By Thomas Kostigen
Graduate business students take their cue from corporate scandals
The corporate scandals that have plagued Wall Street in recent history are setting a fine example for young students looking to make their mark in the business world: They are learning to cheat with the best of them.
Students seeking their masters of business administration degree admit cheating more than any other type of student, from law to liberal arts.
“We have found that graduate students in general are cheating at an alarming rate and business-school students are cheating even more than others,” concludes a study by the Academy of Management Learning and Education of 5,300 students in the U.S. and Canada.
Many of these students reportedly believe cheating is an accepted practice in business. More than half (56%) of M.B.A. candidates say they cheated in the past year. For the study, cheating was defined as plagiarizing, copying other students’ work and bringing prohibited materials into exams.
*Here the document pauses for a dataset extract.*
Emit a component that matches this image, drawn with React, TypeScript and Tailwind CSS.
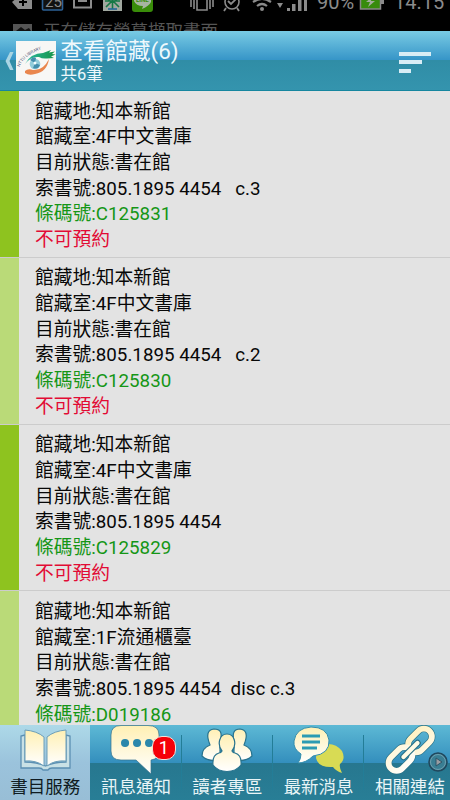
import type { ReactNode } from "react";

interface Holding {
  location: string;
  room: string;
  status: string;
  callNumber: string;
  barcode: string;
}

interface Tab {
  label: string;
  icon: ReactNode;
  active?: boolean;
  badge?: number;
}

const HOLDINGS: Holding[] = [
  { location: "知本新館", room: "4F中文書庫", status: "書在館", callNumber: "805.1895 4454   c.3", barcode: "C125831" },
  { location: "知本新館", room: "4F中文書庫", status: "書在館", callNumber: "805.1895 4454   c.2", barcode: "C125830" },
  { location: "知本新館", room: "4F中文書庫", status: "書在館", callNumber: "805.1895 4454", barcode: "C125829" },
  { location: "知本新館", room: "1F流通櫃臺", status: "書在館", callNumber: "805.1895 4454  disc c.3", barcode: "D019186" },
];

function StatusBar() {
  return (
    <div className="relative h-[31px] shrink-0 overflow-hidden bg-black text-[#8b8b8b]">
      <svg className="block" width="450" height="31" viewBox="0 0 450 31">
        <path d="M12 2 18-3H32V9H18Z" fill="#8b8b8b" />
        <path d="M23-2V6M19 2H27" stroke="#000" strokeWidth="2" />
        <rect x="42.5" y="-8" width="20" height="18" rx="1" fill="#111" stroke="#2d6196" strokeWidth="1.6" />
        <path d="M74-4V7.500H91V-4M79-2V1H86V-2" fill="none" stroke="#8b8b8b" strokeWidth="2" />
        <rect x="103" y="-8" width="19" height="19" fill="#a1a8a0" />
        <path d="M105 1H120M112.500-2V9M112 1 106 7M113 1 119 7M107-2 110 1M118-2 115 1" stroke="#167845" strokeWidth="1.600" />
        <path d="M108 9H117" stroke="#236999" strokeWidth="1.600" />
        <rect x="132" y="-9" width="21" height="21" rx="3" fill="#398c09" />
        <path d="M134-2H151V2Q149 6 142 9L143 6Q136 6 134 1Z" fill="#a7b5a1" />
        <path d="M191-2V7M194-2V9M197-4V10H207V-4M210-2V9M213-2V7" fill="none" stroke="#8b8b8b" strokeWidth="1.600" />
        <circle cx="232" cy="2" r="7" fill="none" stroke="#8b8b8b" strokeWidth="1.600" />
        <path d="M228 1 231 4 236-1M226 8 224 11M237 8 239 11" fill="none" stroke="#8b8b8b" strokeWidth="1.800" />
        <path d="M253 2Q262-4 271 2M257 6Q262 2 267 6" fill="none" stroke="#8b8b8b" strokeWidth="2.200" />
        <circle cx="262" cy="9" r="2" fill="#8b8b8b" />
        <path d="M277 3H283L280 8ZM287 8H290V11H287ZM292 4H295.500V11H292ZM298 0H301.500V11H298ZM304-4H307V11H304Z" fill="#8b8b8b" />
        <rect x="360.500" y="-8" width="20" height="17" fill="#378b0c" stroke="#898989" strokeWidth="1.500" />
        <path d="M381-3H384V4H381Z" fill="#8b8b8b" />
        <path d="M372-3 366 2H370L368 7 375 1H371Z" fill="#a2ad9b" />
        <path d="M13 24H32V31H13Z" fill="#555" />
        <path d="M16 31 21 27 25 30 29 28 31 31Z" fill="#111" />
      </svg>
      <span className="absolute left-[45px] top-[-7px] text-[15px] leading-[18px]">25</span>
      <span className="absolute left-[136px] top-[-4px] text-[6px] font-bold leading-[7px] text-[#398c09]">LINE</span>
      <span className="absolute left-[317px] top-[-10px] text-[20px] leading-[24px]">90%</span>
      <span className="absolute left-[394px] top-[-10px] text-[20px] leading-[24px]">14.15</span>
      <span className="absolute left-[43px] top-[19px] whitespace-nowrap text-[17.500px] leading-[25px] text-[#555]">正在儲存螢幕擷取畫面</span>
    </div>
  );
}

function LibraryLogo() {
  return (
    <svg className="h-10 w-10 shrink-0 bg-[#f7f7f5]" viewBox="0 0 40 40">
      <defs>
        <path id="logo-arc" d="M3.500 26Q9 13 27 8" />
        <linearGradient id="hand" x1="0" x2="1">
          <stop stopColor="#28b9a1" />
          <stop offset="1" stopColor="#179447" />
        </linearGradient>
      </defs>
      <text fontSize="4.300" fill="#596079"><textPath href="#logo-arc">NTTU LIBRARY</textPath></text>
      <path d="M9 23Q15 12 27 12L35 9 33 11.500 39 10.500 36 13 39.500 13.500 35 15.500 38 17 31 17.500Q26 18 23 16Q15 15 9 23Z" fill="url(#hand)" />
      <circle cx="19" cy="23" r="5.300" fill="#92cddb" />
      <path d="M19 22 14 19Q17 15 20 17ZM19 22 24 24Q22 29 17 27Z" fill="#438eac" />
      <circle cx="19" cy="22" r="1.500" fill="#f5ffff" />
      <path d="M9 30Q12 27 17 29Q27 30 33 18Q31 31 19 33Q13 35 9 32Z" fill="#e9864d" />
    </svg>
  );
}

function Header() {
  return (
    <header className="flex h-[60px] shrink-0 items-center border-b border-[#16869f] bg-[linear-gradient(#79cbe4_0%,#3594c7_50%,#308da6_50%,#3494ae_100%)] text-[#edf8fc]">
      <svg className="ml-[5px] h-5 w-[9px] shrink-0" viewBox="0 0 9 20">
        <path d="M5 1H8.500L4.500 10 8.500 19H5L.500 10Z" fill="#a9d5e3" />
      </svg>
      <div className="ml-[1.500px]"><LibraryLogo /></div>
      <div className="ml-[5px] flex flex-col pt-[2px]">
        <h1 className="whitespace-nowrap text-[22.500px] leading-[27px]">查看館藏(6)</h1>
        <p className="text-[16.500px] leading-[20px]">共6筆</p>
      </div>
      <div className="ml-auto mr-[19px] mt-[3px] flex w-8 flex-col gap-[4.500px]">
        <span className="h-[4px] w-8 bg-[#d8edf5]" />
        <span className="h-[4px] w-[23px] bg-[#d8edf5]" />
        <span className="h-[4px] w-3 bg-[#d8edf5]" />
      </div>
    </header>
  );
}

function HoldingRow({ holding, light }: { holding: Holding; light: boolean }) {
  return (
    <li className="flex h-[166.800px] shrink-0 border-b border-[#cccccc]">
      <div className={light ? "w-[19px] shrink-0 bg-[#bada78]" : "w-[19px] shrink-0 bg-[#8ec31f]"} />
      <div className="whitespace-pre pl-4 pt-[8.500px] text-[18.750px] leading-[25.700px] text-[#080808]">
        <p>館藏地:{holding.location}</p>
        <p>館藏室:{holding.room}</p>
        <p>目前狀態:{holding.status}</p>
        <p>索書號:{holding.callNumber}</p>
        <p className="text-[#159616]">條碼號:{holding.barcode}</p>
        <p className="text-[#e20b35]">不可預約</p>
      </div>
    </li>
  );
}

function BookIcon() {
  return (
    <svg className="h-[50px] w-[58px]" viewBox="0 0 58 50">
      <path d="M9 10 5 11V43H23Q26 43 27 45H32Q33 43 36 43H54V11L50 10V37Q38 37 29.500 41Q21 37 9 37Z" fill="#c9e1e6" stroke="#5b8fb2" strokeWidth="1.300" />
      <path d="M9 5Q21 6 28 12V41Q20 35 9 36ZM50 5Q38 6 31 12V41Q38 35 50 36Z" fill="url(#cream)" stroke="#6d9eb8" />
    </svg>
  );
}

function MessageIcon() {
  return (
    <svg className="h-[50px] w-[58px]" viewBox="0 0 58 50">
      <path d="M14 .5H41Q52 .5 52 10V26Q52 34 44 35V49L29 35H14Q4 35 4 26V10Q4 .5 14 .5Z" fill="url(#cream)" stroke="#35718d" strokeWidth=".7" />
      <path d="M18 18H18.100M30 18H30.100M42 18H42.100" stroke="#2b87ab" strokeWidth="8" strokeLinecap="round" />
    </svg>
  );
}

function ReadersIcon() {
  return (
    <svg className="h-[50px] w-[58px]" viewBox="0 0 58 50" fill="url(#cream)" stroke="#28738e" strokeWidth="1.200">
      <path d="M12 20Q6 5 16 4Q26 4 22 16L22 35Q10 37 4 31Q4 23 12 20Z" />
      <path d="M46 20Q52 5 42 4Q33 4 36 16L36 35Q48 37 54 31Q54 23 46 20Z" />
      <path d="M24 26C19 20 21 9 29 9S39 20 34 26Q35 28 37 28Q44 30 43 40Q38 46.500 29 46.500Q20 46.500 15 40Q14 30 21 28Q23 28 24 26Z" />
    </svg>
  );
}

function NewsIcon() {
  return (
    <svg className="h-[50px] w-[58px]" viewBox="0 0 58 50">
      <path d="M36 19Q46 18 52 26Q56 34 50 39Q49 42 52 48Q46 46 43 42Q28 43 26 33Q26 21 36 19Z" fill="#d8db54" />
      <path d="M21 2Q37 2 39 15Q40 29 23 31Q16 38 8 38Q11 34 11 29Q3 24 4 16Q6 3 21 2Z" fill="url(#cream)" stroke="#338ead" strokeWidth="1" />
      <path d="M12 11H30M12 17H30M12 23H27" stroke="#2c9bb3" strokeWidth="2.800" />
    </svg>
  );
}

function LinksIcon() {
  return (
    <svg className="h-[50px] w-[58px]" viewBox="0 0 58 50" fill="none">
      <g stroke="#276f84" strokeWidth="7">
        <rect x="25.500" y="7.500" width="27" height="16" rx="8" transform="rotate(-45 39 15.500)" />
        <rect x="6" y="26" width="27" height="16" rx="8" transform="rotate(-45 19.500 34)" />
      </g>
      <g stroke="url(#cream-space)" strokeWidth="5.800">
        <rect x="25.500" y="7.500" width="27" height="16" rx="8" transform="rotate(-45 39 15.500)" />
        <rect x="6" y="26" width="27" height="16" rx="8" transform="rotate(-45 19.500 34)" />
      </g>
      <path d="M22.500 32 36.500 18" stroke="#276f84" strokeWidth="6.500" strokeLinecap="round" />
      <path d="M22.500 32 36.500 18" stroke="#fffbe5" strokeWidth="4.300" strokeLinecap="round" />
    </svg>
  );
}

const TABS: Tab[] = [
  { label: "書目服務", icon: <BookIcon />, active: true },
  { label: "訊息通知", icon: <MessageIcon />, badge: 1 },
  { label: "讀者專區", icon: <ReadersIcon /> },
  { label: "最新消息", icon: <NewsIcon /> },
  { label: "相關連結", icon: <LinksIcon /> },
];

function BottomNav() {
  return (
    <nav className="relative flex h-[75px] shrink-0 overflow-hidden bg-[linear-gradient(#5db9d5_0%,#348fbd_50%,#27778f_50%,#287e96_100%)]">
      {TABS.map((tab) => (
        <button
          key={tab.label}
          className={`relative flex h-full shrink-0 flex-col items-center ${
            tab.active
              ? "w-[90.400px] bg-[linear-gradient(#add9e8,#9bc3dc_50%,#98bed6)] text-[#101c22]"
              : "w-[91.300px] text-[#e9f5f7]"
          }`}
        >
          {tab.icon}
          <span className="whitespace-nowrap text-[17.500px] leading-[25px]">{tab.label}</span>
          {!tab.active && <span className="absolute right-0 top-[10px] h-[55px] w-px bg-[#237d97]" />}
          {tab.badge && (
            <span className="absolute left-[61.500px] top-[10.500px] flex h-[24px] w-[24px] items-center justify-center rounded-[10px] border border-[#efe5dc] bg-[#f60008] text-[18px] leading-none text-white">
              {tab.badge}
            </span>
          )}
        </button>
      ))}
      <svg className="absolute right-[2px] top-[27px] h-5 w-5" viewBox="0 0 20 20">
        <circle cx="10" cy="10" r="9" fill="#397e93" stroke="#21485d" strokeWidth="1.500" />
        <circle cx="10" cy="10" r="7.500" fill="none" stroke="#6d9eae" />
        <path d="M8 6 14 10 8 14Z" fill="#999ca1" stroke="#2d5568" />
      </svg>
    </nav>
  );
}

export default function App() {
  return (
    <div className="flex h-[800px] w-[450px] flex-col overflow-hidden bg-[#e3e3e3] font-[Roboto,'Noto_Sans_CJK_TC',sans-serif]">
      <svg className="absolute h-0 w-0">
        <defs>
          <linearGradient id="cream" x2="0" y2="1">
            <stop stopColor="#fff0b4" />
            <stop offset="1" stopColor="#ffffff" />
          </linearGradient>
          <linearGradient id="cream-space" gradientUnits="userSpaceOnUse" x1="0" y1="0" x2="0" y2="50">
            <stop stopColor="#fff0bd" />
            <stop offset="1" stopColor="#ffffff" />
          </linearGradient>
        </defs>
      </svg>
      <StatusBar />
      <Header />
      <ul className="flex min-h-0 flex-1 flex-col overflow-hidden">
        {HOLDINGS.map((holding, i) => (
          <HoldingRow key={holding.barcode} holding={holding} light={i % 2 === 1} />
        ))}
      </ul>
      <BottomNav />
    </div>
  );
}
“To us that means that business-school faculty and administrators must do something, because doing nothing simply reinforces the belief that high levels of cheating are commonplace and acceptable,” say the authors of the academy report, Donald McCabe of Rutgers University, Kenneth Butterfield of Washington State University and Linda Klebe Trevino at Penn State University.
However, what’s holding many professors back from taking action on cheaters is the fear of litigation. To that end, the academic world is becoming much more like the business world where those who walk with a heavy legal stick can swat others out of the way; it may be time to impose a whistleblower statute for students and teachers.
Yes, it seems to have come to that. With 54% of graduate engineering students, 50% of students in the physical sciences, 49% of medical and other health-care students, 45% of law students, 43% of graduate students in the arts and 39% of graduate students in the social sciences and humanities readily admitting to cheating, something must be done to correct course.
McCabe notes that many more students probably cheat than admit in the study. He and the others recommend a series of efforts based upon notions of ethical community-building be put into practice at the graduate-school level. The essence of an ethical community is that by doing wrong — cheating in this case — all of the stakeholders in the community are harmed, not just the wrongdoer.